Herbicide transport in rivers: Importance of hydrology and geochemistry in nonpoint-source contamination: Environmental Science and Technology, March 1992, pp. 538-545, by the American Chemical Society.

Abstract: Alachlor, atrazine, cyanazine, metolachlor, and metribuzin were measured at six sites during 1984 and 1985 in large subbasins within the Cedar River, IA. A computer model separated the Cedar River discharge hydrograph into groundwater and overland-flow components. The concentration of herbicides in the river when groundwater was the major flow component was less than 1.0 µg/L and averaged 0.2 µg/L. The maximum concentrations of herbicides occurred when overland flow was the major component of river discharge, exceeding 50 µg/L for total herbicides.

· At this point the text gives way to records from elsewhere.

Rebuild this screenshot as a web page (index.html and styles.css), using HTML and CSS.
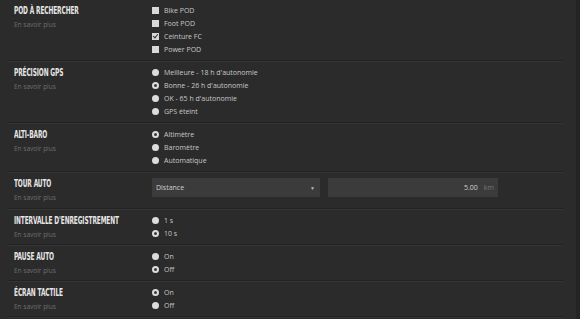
FILE: index.html
```html
<!DOCTYPE html>
<html lang="fr">
<head>
    <meta charset="UTF-8">
    <meta name="viewport" content="width=device-width, initial-scale=1.0">
    <title>Paramètres</title>
    <link rel="stylesheet" href="styles.css">
</head>
<body>
    <div class="settings">
        <div class="row">
            <div class="label">
                <h3>POD à rechercher</h3>
                <a href="#">En savoir plus</a>
            </div>
            <div class="options">
                <label class="opt"><span class="box"></span>Bike POD</label>
                <label class="opt"><span class="box"></span>Foot POD</label>
                <label class="opt"><span class="box checked"></span>Ceinture FC</label>
                <label class="opt"><span class="box"></span>Power POD</label>
            </div>
        </div>

        <div class="row">
            <div class="label">
                <h3>Précision GPS</h3>
                <a href="#">En savoir plus</a>
            </div>
            <div class="options">
                <label class="opt"><span class="radio"></span>Meilleure - 18 h d'autonomie</label>
                <label class="opt"><span class="radio on"></span>Bonne - 26 h d'autonomie</label>
                <label class="opt"><span class="radio"></span>OK - 65 h d'autonomie</label>
                <label class="opt"><span class="radio"></span>GPS éteint</label>
            </div>
        </div>

        <div class="row">
            <div class="label">
                <h3>Alti-baro</h3>
                <a href="#">En savoir plus</a>
            </div>
            <div class="options">
                <label class="opt"><span class="radio on"></span>Altimètre</label>
                <label class="opt"><span class="radio"></span>Baromètre</label>
                <label class="opt"><span class="radio"></span>Automatique</label>
            </div>
        </div>

        <div class="row row-fields">
            <div class="label">
                <h3>Tour auto</h3>
                <a href="#">En savoir plus</a>
            </div>
            <div class="fields">
                <div class="select">
                    <span>Distance</span>
                    <span class="arrow">▼</span>
                </div>
                <div class="input">
                    <span class="value">5.00</span>
                    <span class="unit">km</span>
                </div>
            </div>
        </div>

        <div class="row">
            <div class="label">
                <h3>Intervalle d'enregistrement</h3>
                <a href="#">En savoir plus</a>
            </div>
            <div class="options">
                <label class="opt"><span class="radio"></span>1 s</label>
                <label class="opt"><span class="radio on"></span>10 s</label>
            </div>
        </div>

        <div class="row">
            <div class="label">
                <h3>Pause auto</h3>
                <a href="#">En savoir plus</a>
            </div>
            <div class="options">
                <label class="opt"><span class="radio"></span>On</label>
                <label class="opt"><span class="radio on"></span>Off</label>
            </div>
        </div>

        <div class="row">
            <div class="label">
                <h3>Écran tactile</h3>
                <a href="#">En savoir plus</a>
            </div>
            <div class="options">
                <label class="opt"><span class="radio on"></span>On</label>
                <label class="opt"><span class="radio"></span>Off</label>
            </div>
        </div>
    </div>
</body>
</html>
```

FILE: styles.css
```css
body {
    margin: 0;
    padding: 0;
    background: #2b2b2b;
    color: #cfcfcf;
    font-family: "Open Sans", sans-serif;
    overflow: hidden;
}
.settings {
    padding: 0 12px 0 8px;
    border-right: 4px solid #242424;
    min-height: 319px;
}
.row {
    display: flex;
    padding: 4px 0 4px 6px;
    border-bottom: 1px solid #222;
    box-shadow: 0 1px 0 #343434;
    margin-bottom: 1px;
}
.label {
    width: 138px;
    flex-shrink: 0;
}
.label h3 {
    margin: 0;
    font-family: "Liberation Sans Narrow", "DejaVu Sans Condensed", sans-serif;
    font-weight: bold;
    font-size: 10.5px;
    line-height: 13px;
    color: #e6e6e6;
    text-transform: uppercase;
    letter-spacing: -0.2px;
    transform: scaleX(0.62);
    transform-origin: left center;
    white-space: nowrap;
}
.label a {
    display: block;
    margin-top: 3px;
    font-size: 6.5px;
    line-height: 9px;
    color: #6e6e6e;
    text-decoration: none;
}
.options {
    display: flex;
    flex-direction: column;
}
.opt {
    display: flex;
    align-items: center;
    height: 13px;
    font-size: 7px;
    color: #c8c8c8;
}
.box {
    width: 7px;
    height: 7px;
    background: #d8d8d8;
    margin-right: 5px;
    position: relative;
}
.box.checked::after {
    content: "";
    position: absolute;
    left: 2px;
    top: 0px;
    width: 2px;
    height: 4px;
    border: solid #333;
    border-width: 0 1px 1px 0;
    transform: rotate(40deg);
}
.radio {
    width: 7px;
    height: 7px;
    border-radius: 50%;
    background: #dcdcdc;
    margin-right: 5px;
    box-sizing: border-box;
}
.radio.on {
    border: 2px solid #dcdcdc;
    background: #3a3a3a;
}
.row-fields {
    padding-top: 4px;
    padding-bottom: 6px;
}
.fields {
    display: flex;
    gap: 8px;
    padding-top: 1px;
}
.select, .input {
    width: 168px;
    height: 19px;
    background: #3b3b3b;
    display: flex;
    align-items: center;
    font-size: 7px;
    box-sizing: border-box;
}
.select {
    justify-content: space-between;
    padding: 0 5px 0 4px;
    color: #cfcfcf;
}
.arrow {
    font-size: 5px;
    color: #bbb;
}
.input {
    width: 170px;
    justify-content: flex-end;
    padding-right: 4px;
}
.input .value {
    color: #cfcfcf;
}
.input .unit {
    color: #777;
    margin-left: 6px;
}
```
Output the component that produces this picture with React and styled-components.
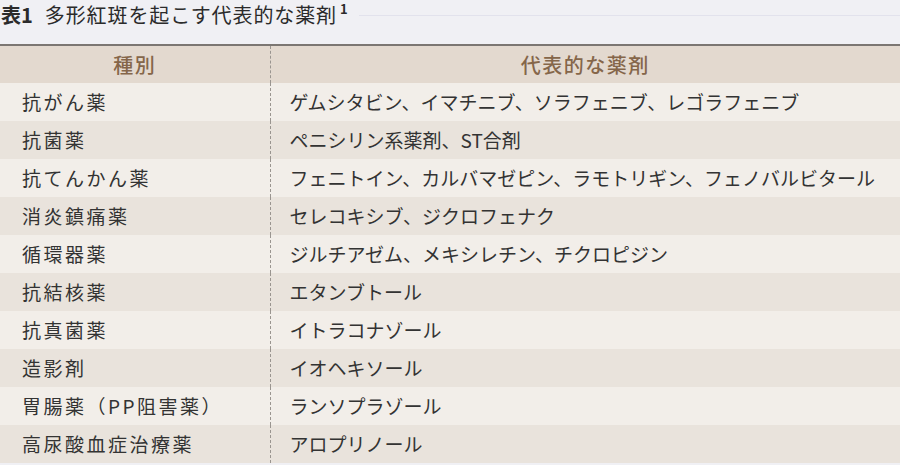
import React from "react";
import styled, { createGlobalStyle } from "styled-components";

const GlobalStyle = createGlobalStyle`
  html, body {
    margin: 0;
    padding: 0;
    background: #f0f0f4;
  }
  body {
    font-family: "Noto Sans CJK JP", "Noto Sans", sans-serif;
    color: #333333;
  }
`;

const Page = styled.div`
  width: 900px;
  height: 465px;
  overflow: hidden;
  background: #f0f0f4;
`;

const TitleRow = styled.div`
  display: flex;
  align-items: flex-start;
  height: 44px;
  padding-left: 1px;
`;

const Title = styled.h1`
  margin: 0;
  font-size: 20px;
  line-height: 29px;
  font-weight: 400;
  letter-spacing: 0.9px;
  color: #2b2b2b;
  white-space: nowrap;
  margin-top: -2px;
  padding-top: 2px;
`;

const Label = styled.span`
  font-weight: 700;
  margin-right: 12px;
  letter-spacing: 0;
`;

const Ref = styled.sup`
  font-size: 13px;
  line-height: 13px;
  font-weight: 700;
  vertical-align: top;
  display: inline-block;
  margin-top: 2px;
  margin-left: 3px;
`;

const Rule = styled.div`
  flex: 1;
  margin-top: 15px;
  margin-left: 10px;
  border-top: 1px solid #e2e2ec;
`;

const Table = styled.table`
  width: 900px;
  border-collapse: collapse;
  table-layout: fixed;
  border-top: 2px solid #7b7672;
`;

const HeadCell = styled.th`
  height: 37px;
  padding: 0;
  background: #e3d9cf;
  color: #85664a;
  font-size: 20px;
  font-weight: 500;
  letter-spacing: 1.5px;
  text-align: center;
  border-right: ${(p) => (p.$first ? "1px dashed #9a9590" : "none")};
`;

const Row = styled.tr`
  background: ${(p) => (p.$alt ? "#e9e3dc" : "#f2eee9")};
`;

const Cell = styled.td`
  height: 38px;
  padding: 0 0 0 ${(p) => (p.$first ? "22px" : "19px")};
  font-size: 19px;
  line-height: 38px;
  letter-spacing: ${(p) => (p.$first ? "2.5px" : "0")};
  white-space: nowrap;
  border-right: ${(p) => (p.$first ? "1px dashed #9a9590" : "none")};
`;

const drugs = [
  ["抗がん薬", "ゲムシタビン、イマチニブ、ソラフェニブ、レゴラフェニブ"],
  ["抗菌薬", "ペニシリン系薬剤、ST合剤"],
  ["抗てんかん薬", "フェニトイン、カルバマゼピン、ラモトリギン、フェノバルビタール"],
  ["消炎鎮痛薬", "セレコキシブ、ジクロフェナク"],
  ["循環器薬", "ジルチアゼム、メキシレチン、チクロピジン"],
  ["抗結核薬", "エタンブトール"],
  ["抗真菌薬", "イトラコナゾール"],
  ["造影剤", "イオヘキソール"],
  ["胃腸薬（PP阻害薬）", "ランソプラゾール"],
  ["高尿酸血症治療薬", "アロプリノール"],
];

export default function App() {
  return (
    <Page>
      <GlobalStyle />
      <TitleRow>
        <Title>
          <Label>表1</Label>多形紅斑を起こす代表的な薬剤<Ref>1</Ref>
        </Title>
        <Rule />
      </TitleRow>
      <Table>
        <colgroup>
          <col style={{ width: 270 }} />
          <col />
        </colgroup>
        <thead>
          <tr>
            <HeadCell $first>種別</HeadCell>
            <HeadCell>代表的な薬剤</HeadCell>
          </tr>
        </thead>
        <tbody>
          {drugs.map(([kind, names], i) => (
            <Row key={kind} $alt={i % 2 === 1}>
              <Cell $first>{kind}</Cell>
              <Cell>{names}</Cell>
            </Row>
          ))}
        </tbody>
      </Table>
    </Page>
  );
}
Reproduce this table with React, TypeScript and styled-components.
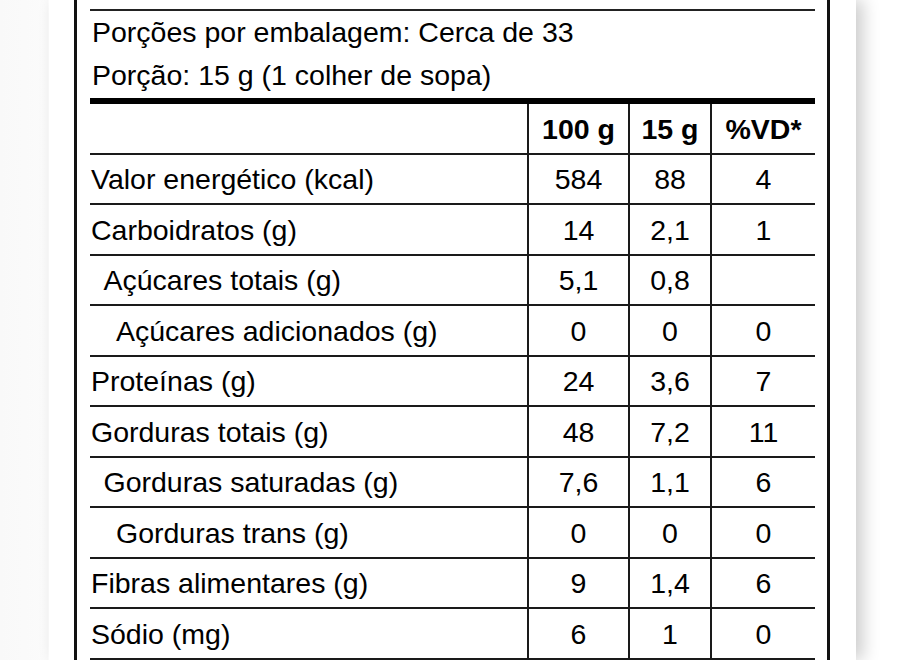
import React from 'react';
import styled, { createGlobalStyle } from 'styled-components';

const GlobalStyle = createGlobalStyle`
  html, body {
    margin: 0;
    padding: 0;
    background: #ffffff;
  }
  body {
    font-family: "Liberation Sans", Arial, Helvetica, sans-serif;
    color: #000;
    overflow: hidden;
  }
`;

const Page = styled.div`
  width: 924px;
  height: 660px;
  overflow: hidden;
  background: linear-gradient(to right, #f9f9f9 0px, #fbfbfb 48px, #ffffff 48px);
`;

const Card = styled.div`
  width: 807px;
  margin-left: 49px;
  padding: 0 26px 0 25px;
  box-sizing: border-box;
  background: #fff;
  box-shadow: 7px 0 16px rgba(0, 0, 0, 0.2);
  min-height: 660px;
`;

const Label = styled.div`
  border-left: 3px solid #111;
  border-right: 3px solid #111;
  padding: 9px 12px 0 13px;
  min-height: 660px;
  box-sizing: border-box;
`;

const Servings = styled.div`
  border-top: 2px solid #222;
  border-bottom: 6px solid #000;
  padding: 0 0 1px 2px;
  font-size: 28.5px;
  line-height: 43px;
`;

const Row = styled.div<{ head?: boolean }>`
  display: grid;
  grid-template-columns: 437px 101px 82px 105px;
  height: 50.5px;
  box-sizing: border-box;
  border-bottom: 2px solid #1a1a1a;
  font-size: 28.5px;
  font-weight: ${(p) => (p.head ? 'bold' : 'normal')};
`;

const NameCell = styled.div<{ level: number }>`
  display: flex;
  align-items: center;
  padding-top: 2px;
  padding-left: ${(p) => 1 + p.level * 12.5}px;
  white-space: nowrap;
`;

const ValueCell = styled.div`
  display: flex;
  align-items: center;
  justify-content: center;
  padding-top: 2px;
  border-left: 2px solid #1a1a1a;
`;

type Nutrient = {
  name: string;
  level: number;
  per100: string;
  perPortion: string;
  vd: string;
};

const nutrients: Nutrient[] = [
  { name: 'Valor energético (kcal)', level: 0, per100: '584', perPortion: '88', vd: '4' },
  { name: 'Carboidratos (g)', level: 0, per100: '14', perPortion: '2,1', vd: '1' },
  { name: 'Açúcares totais (g)', level: 1, per100: '5,1', perPortion: '0,8', vd: '' },
  { name: 'Açúcares adicionados (g)', level: 2, per100: '0', perPortion: '0', vd: '0' },
  { name: 'Proteínas (g)', level: 0, per100: '24', perPortion: '3,6', vd: '7' },
  { name: 'Gorduras totais (g)', level: 0, per100: '48', perPortion: '7,2', vd: '11' },
  { name: 'Gorduras saturadas (g)', level: 1, per100: '7,6', perPortion: '1,1', vd: '6' },
  { name: 'Gorduras trans (g)', level: 2, per100: '0', perPortion: '0', vd: '0' },
  { name: 'Fibras alimentares (g)', level: 0, per100: '9', perPortion: '1,4', vd: '6' },
  { name: 'Sódio (mg)', level: 0, per100: '6', perPortion: '1', vd: '0' },
];

function App() {
  return (
    <>
      <GlobalStyle />
      <Page>
        <Card>
          <Label>
            <Servings>
              <div>Porções por embalagem: Cerca de 33</div>
              <div>Porção: 15 g (1 colher de sopa)</div>
            </Servings>
            <Row head>
              <NameCell level={0} />
              <ValueCell>100 g</ValueCell>
              <ValueCell>15 g</ValueCell>
              <ValueCell>%VD*</ValueCell>
            </Row>
            {nutrients.map((n) => (
              <Row key={n.name}>
                <NameCell level={n.level}>{n.name}</NameCell>
                <ValueCell>{n.per100}</ValueCell>
                <ValueCell>{n.perPortion}</ValueCell>
                <ValueCell>{n.vd}</ValueCell>
              </Row>
            ))}
          </Label>
        </Card>
      </Page>
    </>
  );
}

export default App;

About 6% of the annual river load of atrazine was transported with the groundwater component, while 94% was transported with overland flow. From 1.5 to 5% of the atrazine applied during the year was transported from the basin. Atrazine concentrations in the river increased according to the discharge divided by the drainage area. This correlation indicates that rivers with large normalized 2-year peak flow have the potential to transport large concentrations of herbicides. A diagrammatic model of nonpoint-source transport of herbicides was developed that suggest that sorbed transport from fields occurs during episodes of overland flow with rapid dissolution of herbicides downstream.